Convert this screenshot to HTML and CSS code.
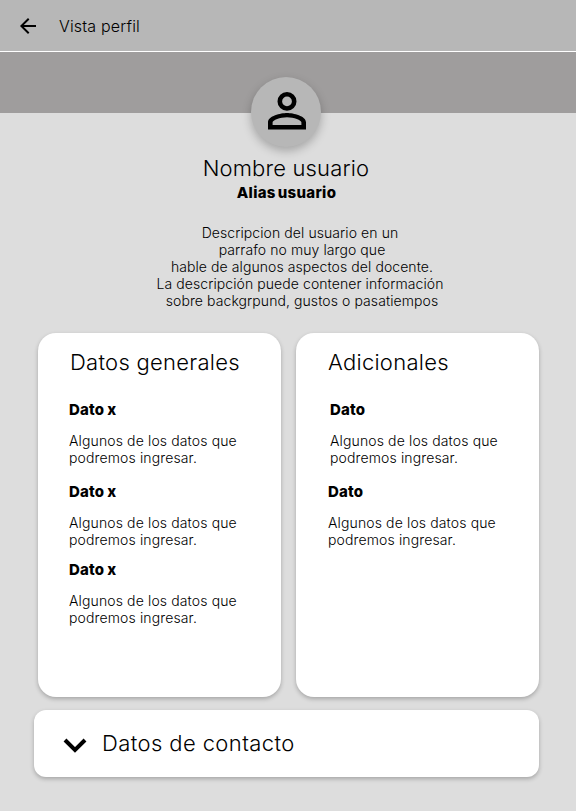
FILE: index.html
```html
<!DOCTYPE html>
<html lang="es">
<head>
<meta charset="utf-8">
<title>Vista perfil</title>
<link rel="stylesheet" href="styles.css">
</head>
<body>
<header class="topbar">
  <svg class="back" viewBox="0 0 16 16"><path d="M16 7H3.830l5.590-5.590L8 0 0 8l8 8 1.410-1.410L3.830 9H16z"/></svg>
  <span class="topbar-title">Vista perfil</span>
</header>
<div class="cover"></div>
<section class="profile">
  <div class="avatar">
    <svg viewBox="0 0 38 38" preserveAspectRatio="none"><path fill-rule="evenodd" d="M19 0a9.500 9.500 0 1 0 0 19a9.500 9.500 0 1 0 0-19zM19 4.600a4.900 4.900 0 1 1 0 9.800a4.900 4.900 0 1 1 0-9.800zM19 21.200c-6.300 0-19 3.100-19 9.400V38h38v-7.400c0-6.300-12.700-9.400-19-9.400zM4.600 33.500v-2.900c0-1.600 7.400-4.900 14.400-4.900s14.400 3.300 14.400 4.900v2.900z"/></svg>
  </div>
  <h1 class="title name">Nombre usuario</h1>
  <div class="label alias">Alias usuario</div>
  <p class="text description">Descripcion del usuario en un
 parrafo no muy largo que
 hable de algunos aspectos del docente.
La descripción puede contener información
 sobre backgrpund, gustos o pasatiempos</p>
</section>
<main class="cards">
  <section class="card general">
    <h2 class="title">Datos generales</h2>
    <div class="item"><h3 class="label">Dato x</h3><p class="text">Algunos de los datos que<br>podremos ingresar.</p></div>
    <div class="item"><h3 class="label">Dato x</h3><p class="text">Algunos de los datos que<br>podremos ingresar.</p></div>
    <div class="item compact"><h3 class="label">Dato x</h3><p class="text">Algunos de los datos que<br>podremos ingresar.</p></div>
  </section>
  <section class="card extra">
    <h2 class="title">Adicionales</h2>
    <div class="item indented"><h3 class="label">Dato</h3><p class="text">Algunos de los datos que<br>podremos ingresar.</p></div>
    <div class="item"><h3 class="label">Dato</h3><p class="text">Algunos de los datos que<br>podremos ingresar.</p></div>
  </section>
</main>
<section class="contact">
  <svg class="chevron" viewBox="0 0 24 15"><path d="M2 2l10 10L22 2" fill="none" stroke="#000" stroke-width="4"/></svg>
  <h2 class="title">Datos de contacto</h2>
</section>
</body>
</html>
```
FILE: styles.css
```css
* { box-sizing: border-box; }

body {
  margin: 0;
  height: 811px;
  overflow: hidden;
  background: #ddd;
  color: #000;
  font-family: Inter, sans-serif;
}

h1, h2, h3, p { margin: 0; }

.topbar {
  display: flex;
  align-items: center;
  height: 52px;
  padding-left: 20px;
  background: #b7b7b7;
  border-bottom: 1px solid #fff;
}

.back { width: 16px; height: 16px; }

.topbar-title {
  margin-left: 23px;
  font-size: 16px;
  font-weight: 300;
  line-height: 20px;
  letter-spacing: .18px;
}

.cover { height: 61px; background: #9f9d9d; }

.profile {
  display: flex;
  flex-direction: column;
  align-items: center;
  height: 256px;
  margin-top: -36px;
  padding-right: 4px;
}

.avatar {
  width: 70px;
  height: 70px;
  padding: 15px 15px 17px 17px;
  border-radius: 50%;
  background: #b7b7b7;
  box-shadow: 0 4px 10px rgba(0, 0, 0, .25);
}

.avatar svg { display: block; width: 38px; height: 37.5px; }

.title {
  font-size: 22px;
  font-weight: 300;
  line-height: 28px;
  letter-spacing: .27px;
  white-space: nowrap;
}

.name { margin-top: 7px; letter-spacing: .16px; }

.label {
  font-size: 15px;
  font-weight: 800;
  line-height: 18px;
  letter-spacing: .2px;
  word-spacing: -.6px;
}

.alias {
  margin: 2px 0 0 1px;
  letter-spacing: .3px;
  word-spacing: -1.5px;
}

.text {
  font-size: 14px;
  font-weight: 300;
  line-height: 17px;
  letter-spacing: .13px;
}

.description {
  margin: 22px 0 0 28px;
  text-align: center;
  white-space: pre;
  letter-spacing: .08px;
}

.cards {
  display: grid;
  grid-template-columns: 243px 243px;
  gap: 15px;
  height: 364px;
  padding: 0 37px 0 38px;
}

.card {
  padding: 15px 0 0 31px;
  border-radius: 18px;
  background: #fff;
  box-shadow: 0 2px 4px rgba(0, 0, 0, .25);
}

.general .title { margin-left: 1px; }
.extra { padding-left: 32px; }

.card .title { margin-bottom: 25px; }
.item { height: 82px; }
.item .text { margin-top: 13px; }
.item.compact { margin-top: -4px; }
.item.indented { padding-left: 2px; }

.contact {
  display: flex;
  align-items: center;
  height: 67px;
  margin: 13px 37px 0 34px;
  padding-left: 28.5px;
  border-radius: 12px;
  background: #fff;
  box-shadow: 0 2px 4px rgba(0, 0, 0, .25);
}

.chevron { width: 24px; height: 15px; margin: 3px 15.5px 0 0; }
.contact .title { margin-bottom: 2px; letter-spacing: .4px; }
```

**PROBLEM DESCRIPTION**
Reproduce the whole listing word for word, setting aside any pictures.

**RESULT FOR THIS EXERCISE**
Convert this screenshot to HTML and CSS code.
FILE: index.html
```html
<!DOCTYPE html>
<html lang="es">
<head>
<meta charset="utf-8">
<title>Vista perfil</title>
<link rel="stylesheet" href="styles.css">
</head>
<body>
<header class="topbar">
  <svg class="back" viewBox="0 0 16 16"><path d="M16 7H3.830l5.590-5.590L8 0 0 8l8 8 1.410-1.410L3.830 9H16z"/></svg>
  <span class="topbar-title">Vista perfil</span>
</header>
<div class="cover"></div>
<section class="profile">
  <div class="avatar">
    <svg viewBox="0 0 38 38" preserveAspectRatio="none"><path fill-rule="evenodd" d="M19 0a9.500 9.500 0 1 0 0 19a9.500 9.500 0 1 0 0-19zM19 4.600a4.900 4.900 0 1 1 0 9.800a4.900 4.900 0 1 1 0-9.800zM19 21.200c-6.300 0-19 3.100-19 9.400V38h38v-7.400c0-6.300-12.700-9.400-19-9.400zM4.600 33.500v-2.900c0-1.600 7.400-4.900 14.400-4.900s14.400 3.300 14.400 4.900v2.900z"/></svg>
  </div>
  <h1 class="title name">Nombre usuario</h1>
  <div class="label alias">Alias usuario</div>
  <p class="text description">Descripcion del usuario en un
 parrafo no muy largo que
 hable de algunos aspectos del docente.
La descripción puede contener información
 sobre backgrpund, gustos o pasatiempos</p>
</section>
<main class="cards">
  <section class="card general">
    <h2 class="title">Datos generales</h2>
    <div class="item"><h3 class="label">Dato x</h3><p class="text">Algunos de los datos que<br>podremos ingresar.</p></div>
    <div class="item"><h3 class="label">Dato x</h3><p class="text">Algunos de los datos que<br>podremos ingresar.</p></div>
    <div class="item compact"><h3 class="label">Dato x</h3><p class="text">Algunos de los datos que<br>podremos ingresar.</p></div>
  </section>
  <section class="card extra">
    <h2 class="title">Adicionales</h2>
    <div class="item indented"><h3 class="label">Dato</h3><p class="text">Algunos de los datos que<br>podremos ingresar.</p></div>
    <div class="item"><h3 class="label">Dato</h3><p class="text">Algunos de los datos que<br>podremos ingresar.</p></div>
  </section>
</main>
<section class="contact">
  <svg class="chevron" viewBox="0 0 24 15"><path d="M2 2l10 10L22 2" fill="none" stroke="#000" stroke-width="4"/></svg>
  <h2 class="title">Datos de contacto</h2>
</section>
</body>
</html>
```
FILE: styles.css
```css
* { box-sizing: border-box; }

body {
  margin: 0;
  height: 811px;
  overflow: hidden;
  background: #ddd;
  color: #000;
  font-family: Inter, sans-serif;
}

h1, h2, h3, p { margin: 0; }

.topbar {
  display: flex;
  align-items: center;
  height: 52px;
  padding-left: 20px;
  background: #b7b7b7;
  border-bottom: 1px solid #fff;
}

.back { width: 16px; height: 16px; }

.topbar-title {
  margin-left: 23px;
  font-size: 16px;
  font-weight: 300;
  line-height: 20px;
  letter-spacing: .18px;
}

.cover { height: 61px; background: #9f9d9d; }

.profile {
  display: flex;
  flex-direction: column;
  align-items: center;
  height: 256px;
  margin-top: -36px;
  padding-right: 4px;
}

.avatar {
  width: 70px;
  height: 70px;
  padding: 15px 15px 17px 17px;
  border-radius: 50%;
  background: #b7b7b7;
  box-shadow: 0 4px 10px rgba(0, 0, 0, .25);
}

.avatar svg { display: block; width: 38px; height: 37.5px; }

.title {
  font-size: 22px;
  font-weight: 300;
  line-height: 28px;
  letter-spacing: .27px;
  white-space: nowrap;
}

.name { margin-top: 7px; letter-spacing: .16px; }

.label {
  font-size: 15px;
  font-weight: 800;
  line-height: 18px;
  letter-spacing: .2px;
  word-spacing: -.6px;
}

.alias {
  margin: 2px 0 0 1px;
  letter-spacing: .3px;
  word-spacing: -1.5px;
}

.text {
  font-size: 14px;
  font-weight: 300;
  line-height: 17px;
  letter-spacing: .13px;
}

.description {
  margin: 22px 0 0 28px;
  text-align: center;
  white-space: pre;
  letter-spacing: .08px;
}

.cards {
  display: grid;
  grid-template-columns: 243px 243px;
  gap: 15px;
  height: 364px;
  padding: 0 37px 0 38px;
}

.card {
  padding: 15px 0 0 31px;
  border-radius: 18px;
  background: #fff;
  box-shadow: 0 2px 4px rgba(0, 0, 0, .25);
}

.general .title { margin-left: 1px; }
.extra { padding-left: 32px; }

.card .title { margin-bottom: 25px; }
.item { height: 82px; }
.item .text { margin-top: 13px; }
.item.compact { margin-top: -4px; }
.item.indented { padding-left: 2px; }

.contact {
  display: flex;
  align-items: center;
  height: 67px;
  margin: 13px 37px 0 34px;
  padding-left: 28.5px;
  border-radius: 12px;
  background: #fff;
  box-shadow: 0 2px 4px rgba(0, 0, 0, .25);
}

.chevron { width: 24px; height: 15px; margin: 3px 15.5px 0 0; }
.contact .title { margin-bottom: 2px; letter-spacing: .4px; }
```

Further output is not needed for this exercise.